— SHORT EXERCISE —
Repeat the material exactly from its first line to the line that includes "import React from". Skip pictures.

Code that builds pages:
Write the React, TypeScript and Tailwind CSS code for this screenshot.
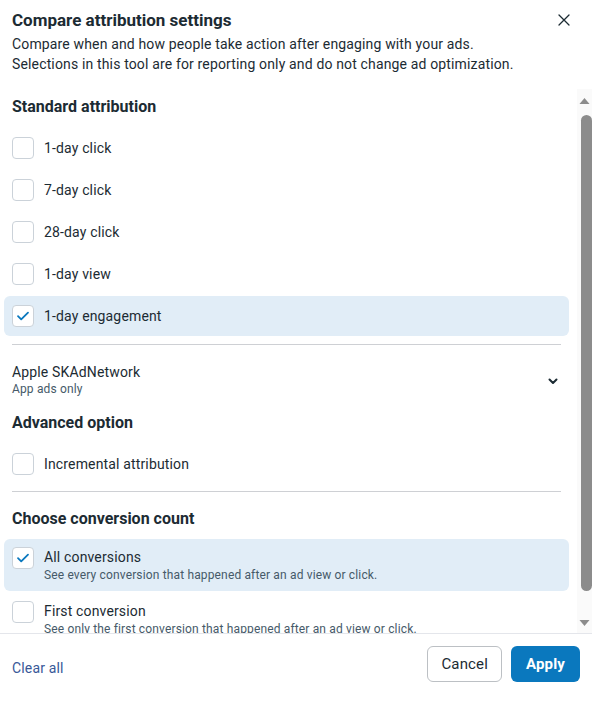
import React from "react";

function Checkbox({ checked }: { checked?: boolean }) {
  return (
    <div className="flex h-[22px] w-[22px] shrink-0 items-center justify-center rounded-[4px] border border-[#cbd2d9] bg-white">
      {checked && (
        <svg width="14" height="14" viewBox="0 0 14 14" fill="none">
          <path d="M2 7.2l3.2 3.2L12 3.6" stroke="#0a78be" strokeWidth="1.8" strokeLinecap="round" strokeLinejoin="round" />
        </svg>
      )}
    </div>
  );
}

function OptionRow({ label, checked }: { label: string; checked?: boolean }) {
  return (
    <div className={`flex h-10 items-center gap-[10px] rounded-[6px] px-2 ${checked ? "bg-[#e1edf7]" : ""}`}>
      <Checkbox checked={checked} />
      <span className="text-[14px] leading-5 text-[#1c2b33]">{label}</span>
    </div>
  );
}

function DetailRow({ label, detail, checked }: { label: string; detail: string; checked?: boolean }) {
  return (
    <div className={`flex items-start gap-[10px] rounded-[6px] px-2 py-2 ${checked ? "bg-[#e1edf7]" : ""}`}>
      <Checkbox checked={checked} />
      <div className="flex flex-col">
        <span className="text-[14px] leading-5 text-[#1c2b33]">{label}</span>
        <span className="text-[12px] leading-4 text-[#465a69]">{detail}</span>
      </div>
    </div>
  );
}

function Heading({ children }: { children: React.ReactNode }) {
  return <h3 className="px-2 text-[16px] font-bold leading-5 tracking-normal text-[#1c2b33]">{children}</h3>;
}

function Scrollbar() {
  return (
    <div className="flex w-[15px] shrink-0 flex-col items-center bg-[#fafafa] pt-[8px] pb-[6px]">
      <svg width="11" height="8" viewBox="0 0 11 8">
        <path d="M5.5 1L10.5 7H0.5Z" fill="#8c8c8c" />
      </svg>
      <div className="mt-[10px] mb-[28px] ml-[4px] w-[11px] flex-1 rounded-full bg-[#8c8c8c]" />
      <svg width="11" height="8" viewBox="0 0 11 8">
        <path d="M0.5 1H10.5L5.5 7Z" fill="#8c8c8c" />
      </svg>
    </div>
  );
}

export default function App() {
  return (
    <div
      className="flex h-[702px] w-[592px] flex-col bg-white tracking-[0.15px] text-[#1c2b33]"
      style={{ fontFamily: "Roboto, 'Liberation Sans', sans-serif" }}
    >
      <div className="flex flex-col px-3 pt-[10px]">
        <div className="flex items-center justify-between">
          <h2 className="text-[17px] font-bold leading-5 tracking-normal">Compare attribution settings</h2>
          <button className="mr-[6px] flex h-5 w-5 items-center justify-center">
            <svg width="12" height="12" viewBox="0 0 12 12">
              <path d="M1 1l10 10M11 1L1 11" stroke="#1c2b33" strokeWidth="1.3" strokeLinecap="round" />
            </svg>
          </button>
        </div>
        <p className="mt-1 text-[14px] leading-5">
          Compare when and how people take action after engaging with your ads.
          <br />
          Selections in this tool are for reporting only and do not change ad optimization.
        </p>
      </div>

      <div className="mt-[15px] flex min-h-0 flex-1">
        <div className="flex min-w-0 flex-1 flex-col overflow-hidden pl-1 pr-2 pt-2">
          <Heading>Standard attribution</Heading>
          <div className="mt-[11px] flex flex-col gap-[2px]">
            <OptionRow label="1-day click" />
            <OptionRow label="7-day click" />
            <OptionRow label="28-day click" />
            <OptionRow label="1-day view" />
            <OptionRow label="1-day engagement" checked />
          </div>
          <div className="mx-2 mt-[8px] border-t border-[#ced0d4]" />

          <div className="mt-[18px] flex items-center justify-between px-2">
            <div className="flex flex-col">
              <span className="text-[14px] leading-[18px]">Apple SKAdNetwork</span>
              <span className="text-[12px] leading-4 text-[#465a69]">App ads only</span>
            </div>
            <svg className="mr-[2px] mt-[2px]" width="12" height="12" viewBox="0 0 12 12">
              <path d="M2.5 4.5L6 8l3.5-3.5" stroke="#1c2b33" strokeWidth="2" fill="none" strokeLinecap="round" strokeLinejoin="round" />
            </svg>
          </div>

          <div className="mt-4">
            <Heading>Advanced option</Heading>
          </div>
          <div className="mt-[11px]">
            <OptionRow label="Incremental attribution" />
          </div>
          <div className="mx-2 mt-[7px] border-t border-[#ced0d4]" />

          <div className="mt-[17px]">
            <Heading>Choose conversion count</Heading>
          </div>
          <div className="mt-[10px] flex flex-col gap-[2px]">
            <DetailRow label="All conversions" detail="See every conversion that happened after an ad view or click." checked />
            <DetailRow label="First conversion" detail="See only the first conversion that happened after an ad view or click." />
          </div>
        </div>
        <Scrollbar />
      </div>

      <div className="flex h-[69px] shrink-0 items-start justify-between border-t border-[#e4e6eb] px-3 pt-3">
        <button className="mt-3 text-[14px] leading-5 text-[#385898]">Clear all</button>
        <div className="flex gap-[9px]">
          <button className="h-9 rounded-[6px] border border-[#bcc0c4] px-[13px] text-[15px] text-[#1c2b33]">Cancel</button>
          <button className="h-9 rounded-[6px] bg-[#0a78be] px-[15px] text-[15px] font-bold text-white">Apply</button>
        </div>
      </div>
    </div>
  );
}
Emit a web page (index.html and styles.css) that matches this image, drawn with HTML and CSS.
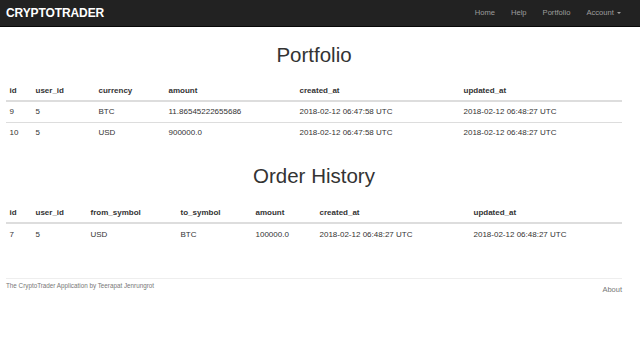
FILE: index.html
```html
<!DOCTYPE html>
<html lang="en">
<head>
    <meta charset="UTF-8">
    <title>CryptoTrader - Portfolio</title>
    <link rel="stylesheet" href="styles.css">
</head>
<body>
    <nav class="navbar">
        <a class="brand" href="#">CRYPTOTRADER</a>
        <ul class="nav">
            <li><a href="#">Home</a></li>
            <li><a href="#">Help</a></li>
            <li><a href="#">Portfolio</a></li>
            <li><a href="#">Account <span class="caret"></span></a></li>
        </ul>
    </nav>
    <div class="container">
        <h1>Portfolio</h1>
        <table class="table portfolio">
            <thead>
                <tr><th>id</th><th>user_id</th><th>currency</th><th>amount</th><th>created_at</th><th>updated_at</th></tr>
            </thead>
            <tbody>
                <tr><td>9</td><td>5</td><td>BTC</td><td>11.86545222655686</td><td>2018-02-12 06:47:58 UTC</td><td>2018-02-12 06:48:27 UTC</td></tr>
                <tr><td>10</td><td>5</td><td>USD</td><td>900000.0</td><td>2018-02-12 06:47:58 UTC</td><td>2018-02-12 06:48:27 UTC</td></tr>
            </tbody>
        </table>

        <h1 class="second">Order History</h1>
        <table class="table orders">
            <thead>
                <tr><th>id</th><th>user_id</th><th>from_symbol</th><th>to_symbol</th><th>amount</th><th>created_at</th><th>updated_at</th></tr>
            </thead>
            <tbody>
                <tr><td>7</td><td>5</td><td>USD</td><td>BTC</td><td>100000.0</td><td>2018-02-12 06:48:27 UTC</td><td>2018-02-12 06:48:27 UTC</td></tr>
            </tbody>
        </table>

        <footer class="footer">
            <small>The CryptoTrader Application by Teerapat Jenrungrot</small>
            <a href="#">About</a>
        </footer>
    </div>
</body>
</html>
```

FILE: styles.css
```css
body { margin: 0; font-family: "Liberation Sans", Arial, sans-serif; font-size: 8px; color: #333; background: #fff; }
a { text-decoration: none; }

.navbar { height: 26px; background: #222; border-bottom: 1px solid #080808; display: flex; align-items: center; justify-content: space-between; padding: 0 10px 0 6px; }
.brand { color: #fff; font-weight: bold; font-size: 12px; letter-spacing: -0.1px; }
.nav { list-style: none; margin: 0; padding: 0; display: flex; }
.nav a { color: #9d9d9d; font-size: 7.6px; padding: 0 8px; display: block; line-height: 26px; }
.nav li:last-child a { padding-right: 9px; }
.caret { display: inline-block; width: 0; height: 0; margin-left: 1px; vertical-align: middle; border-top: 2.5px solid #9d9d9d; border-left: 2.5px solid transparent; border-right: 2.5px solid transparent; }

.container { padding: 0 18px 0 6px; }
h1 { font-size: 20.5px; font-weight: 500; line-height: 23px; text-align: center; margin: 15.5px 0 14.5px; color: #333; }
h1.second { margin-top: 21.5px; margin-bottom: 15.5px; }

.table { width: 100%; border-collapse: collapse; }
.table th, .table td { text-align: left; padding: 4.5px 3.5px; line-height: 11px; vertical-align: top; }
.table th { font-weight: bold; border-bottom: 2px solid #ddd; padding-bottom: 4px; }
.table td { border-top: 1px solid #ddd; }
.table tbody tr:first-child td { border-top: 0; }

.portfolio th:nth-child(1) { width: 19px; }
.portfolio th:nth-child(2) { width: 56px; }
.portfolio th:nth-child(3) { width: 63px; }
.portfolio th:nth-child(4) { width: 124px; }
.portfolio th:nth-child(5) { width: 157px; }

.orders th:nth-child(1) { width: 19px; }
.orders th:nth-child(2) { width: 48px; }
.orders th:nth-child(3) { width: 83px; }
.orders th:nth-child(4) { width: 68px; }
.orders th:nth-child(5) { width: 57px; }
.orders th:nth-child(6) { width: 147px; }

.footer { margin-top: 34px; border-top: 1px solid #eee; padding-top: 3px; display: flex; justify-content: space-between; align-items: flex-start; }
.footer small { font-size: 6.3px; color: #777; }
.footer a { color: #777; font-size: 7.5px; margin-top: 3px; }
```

— SOLUTION —
Write the React, TypeScript and Tailwind CSS code for this screenshot.
import React from "react";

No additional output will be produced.